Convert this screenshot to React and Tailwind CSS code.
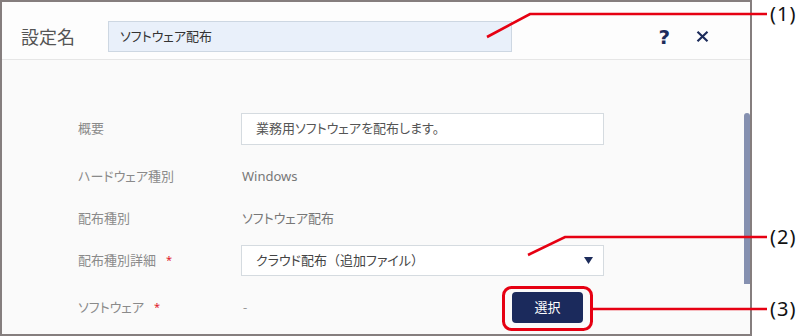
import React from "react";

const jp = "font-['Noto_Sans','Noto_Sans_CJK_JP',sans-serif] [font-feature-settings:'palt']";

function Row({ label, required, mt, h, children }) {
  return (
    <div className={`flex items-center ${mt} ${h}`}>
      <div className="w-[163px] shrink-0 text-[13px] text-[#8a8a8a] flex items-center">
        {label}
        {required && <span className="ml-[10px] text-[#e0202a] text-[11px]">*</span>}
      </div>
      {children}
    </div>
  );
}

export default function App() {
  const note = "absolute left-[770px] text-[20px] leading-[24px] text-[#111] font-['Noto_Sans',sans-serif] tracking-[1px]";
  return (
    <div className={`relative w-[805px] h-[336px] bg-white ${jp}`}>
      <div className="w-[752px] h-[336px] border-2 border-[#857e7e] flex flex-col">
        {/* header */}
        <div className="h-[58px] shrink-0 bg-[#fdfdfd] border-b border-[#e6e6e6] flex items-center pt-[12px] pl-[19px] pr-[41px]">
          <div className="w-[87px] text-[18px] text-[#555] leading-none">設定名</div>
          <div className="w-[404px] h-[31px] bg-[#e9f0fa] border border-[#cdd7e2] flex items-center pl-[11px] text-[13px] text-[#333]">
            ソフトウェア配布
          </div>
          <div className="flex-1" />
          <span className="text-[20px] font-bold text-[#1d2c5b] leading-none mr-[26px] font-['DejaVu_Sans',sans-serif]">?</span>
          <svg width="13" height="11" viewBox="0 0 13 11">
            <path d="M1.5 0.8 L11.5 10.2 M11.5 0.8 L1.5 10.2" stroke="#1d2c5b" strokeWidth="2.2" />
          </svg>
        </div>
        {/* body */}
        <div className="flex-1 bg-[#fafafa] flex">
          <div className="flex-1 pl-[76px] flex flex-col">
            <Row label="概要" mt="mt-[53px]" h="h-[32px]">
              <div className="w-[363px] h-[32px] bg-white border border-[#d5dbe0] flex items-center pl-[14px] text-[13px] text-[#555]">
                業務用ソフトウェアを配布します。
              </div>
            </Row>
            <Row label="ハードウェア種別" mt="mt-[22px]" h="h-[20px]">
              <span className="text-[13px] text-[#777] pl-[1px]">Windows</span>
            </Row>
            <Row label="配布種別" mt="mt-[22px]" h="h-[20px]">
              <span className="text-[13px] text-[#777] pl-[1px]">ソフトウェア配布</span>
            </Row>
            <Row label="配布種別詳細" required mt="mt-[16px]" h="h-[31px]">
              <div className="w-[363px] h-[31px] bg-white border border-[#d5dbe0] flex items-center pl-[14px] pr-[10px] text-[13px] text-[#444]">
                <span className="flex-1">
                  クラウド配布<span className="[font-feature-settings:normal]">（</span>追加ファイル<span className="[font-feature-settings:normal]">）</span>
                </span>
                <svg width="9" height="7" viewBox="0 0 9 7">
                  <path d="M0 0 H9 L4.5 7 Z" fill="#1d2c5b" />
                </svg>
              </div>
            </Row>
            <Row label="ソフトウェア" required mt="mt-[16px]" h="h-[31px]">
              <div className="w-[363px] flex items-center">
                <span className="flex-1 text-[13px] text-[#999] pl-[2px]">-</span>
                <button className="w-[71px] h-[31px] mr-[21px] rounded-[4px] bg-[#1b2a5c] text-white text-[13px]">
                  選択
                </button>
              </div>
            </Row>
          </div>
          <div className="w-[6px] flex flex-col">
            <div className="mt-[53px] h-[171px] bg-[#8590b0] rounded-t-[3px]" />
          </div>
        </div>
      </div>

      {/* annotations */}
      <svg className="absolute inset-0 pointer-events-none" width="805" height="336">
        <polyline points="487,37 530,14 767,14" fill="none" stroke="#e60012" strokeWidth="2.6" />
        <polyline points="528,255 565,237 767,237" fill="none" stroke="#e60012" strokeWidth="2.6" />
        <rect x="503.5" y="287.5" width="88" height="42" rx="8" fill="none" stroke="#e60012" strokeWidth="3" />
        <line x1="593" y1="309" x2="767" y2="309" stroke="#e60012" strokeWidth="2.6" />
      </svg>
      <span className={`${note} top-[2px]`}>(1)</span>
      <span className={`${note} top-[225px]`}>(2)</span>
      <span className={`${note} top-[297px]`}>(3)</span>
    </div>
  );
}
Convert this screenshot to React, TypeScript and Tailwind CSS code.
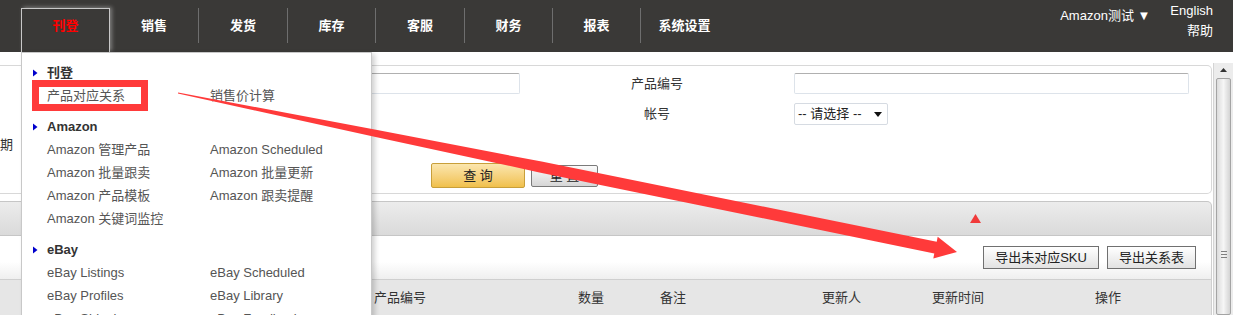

**Brief:**
Are you able to set down all the lines above exactly, without any pictures?

**Output below:**
Convert this screenshot to React and Tailwind CSS code.
import React from "react";

const jp = "font-['Noto_Sans','Noto_Sans_CJK_JP',sans-serif] [font-feature-settings:'palt']";

function Row({ label, required, mt, h, children }) {
  return (
    <div className={`flex items-center ${mt} ${h}`}>
      <div className="w-[163px] shrink-0 text-[13px] text-[#8a8a8a] flex items-center">
        {label}
        {required && <span className="ml-[10px] text-[#e0202a] text-[11px]">*</span>}
      </div>
      {children}
    </div>
  );
}

export default function App() {
  const note = "absolute left-[770px] text-[20px] leading-[24px] text-[#111] font-['Noto_Sans',sans-serif] tracking-[1px]";
  return (
    <div className={`relative w-[805px] h-[336px] bg-white ${jp}`}>
      <div className="w-[752px] h-[336px] border-2 border-[#857e7e] flex flex-col">
        {/* header */}
        <div className="h-[58px] shrink-0 bg-[#fdfdfd] border-b border-[#e6e6e6] flex items-center pt-[12px] pl-[19px] pr-[41px]">
          <div className="w-[87px] text-[18px] text-[#555] leading-none">設定名</div>
          <div className="w-[404px] h-[31px] bg-[#e9f0fa] border border-[#cdd7e2] flex items-center pl-[11px] text-[13px] text-[#333]">
            ソフトウェア配布
          </div>
          <div className="flex-1" />
          <span className="text-[20px] font-bold text-[#1d2c5b] leading-none mr-[26px] font-['DejaVu_Sans',sans-serif]">?</span>
          <svg width="13" height="11" viewBox="0 0 13 11">
            <path d="M1.5 0.8 L11.5 10.2 M11.5 0.8 L1.5 10.2" stroke="#1d2c5b" strokeWidth="2.2" />
          </svg>
        </div>
        {/* body */}
        <div className="flex-1 bg-[#fafafa] flex">
          <div className="flex-1 pl-[76px] flex flex-col">
            <Row label="概要" mt="mt-[53px]" h="h-[32px]">
              <div className="w-[363px] h-[32px] bg-white border border-[#d5dbe0] flex items-center pl-[14px] text-[13px] text-[#555]">
                業務用ソフトウェアを配布します。
              </div>
            </Row>
            <Row label="ハードウェア種別" mt="mt-[22px]" h="h-[20px]">
              <span className="text-[13px] text-[#777] pl-[1px]">Windows</span>
            </Row>
            <Row label="配布種別" mt="mt-[22px]" h="h-[20px]">
              <span className="text-[13px] text-[#777] pl-[1px]">ソフトウェア配布</span>
            </Row>
            <Row label="配布種別詳細" required mt="mt-[16px]" h="h-[31px]">
              <div className="w-[363px] h-[31px] bg-white border border-[#d5dbe0] flex items-center pl-[14px] pr-[10px] text-[13px] text-[#444]">
                <span className="flex-1">
                  クラウド配布<span className="[font-feature-settings:normal]">（</span>追加ファイル<span className="[font-feature-settings:normal]">）</span>
                </span>
                <svg width="9" height="7" viewBox="0 0 9 7">
                  <path d="M0 0 H9 L4.5 7 Z" fill="#1d2c5b" />
                </svg>
              </div>
            </Row>
            <Row label="ソフトウェア" required mt="mt-[16px]" h="h-[31px]">
              <div className="w-[363px] flex items-center">
                <span className="flex-1 text-[13px] text-[#999] pl-[2px]">-</span>
                <button className="w-[71px] h-[31px] mr-[21px] rounded-[4px] bg-[#1b2a5c] text-white text-[13px]">
                  選択
                </button>
              </div>
            </Row>
          </div>
          <div className="w-[6px] flex flex-col">
            <div className="mt-[53px] h-[171px] bg-[#8590b0] rounded-t-[3px]" />
          </div>
        </div>
      </div>

      {/* annotations */}
      <svg className="absolute inset-0 pointer-events-none" width="805" height="336">
        <polyline points="487,37 530,14 767,14" fill="none" stroke="#e60012" strokeWidth="2.6" />
        <polyline points="528,255 565,237 767,237" fill="none" stroke="#e60012" strokeWidth="2.6" />
        <rect x="503.5" y="287.5" width="88" height="42" rx="8" fill="none" stroke="#e60012" strokeWidth="3" />
        <line x1="593" y1="309" x2="767" y2="309" stroke="#e60012" strokeWidth="2.6" />
      </svg>
      <span className={`${note} top-[2px]`}>(1)</span>
      <span className={`${note} top-[225px]`}>(2)</span>
      <span className={`${note} top-[297px]`}>(3)</span>
    </div>
  );
}
Convert this screenshot to React, TypeScript and Tailwind CSS code.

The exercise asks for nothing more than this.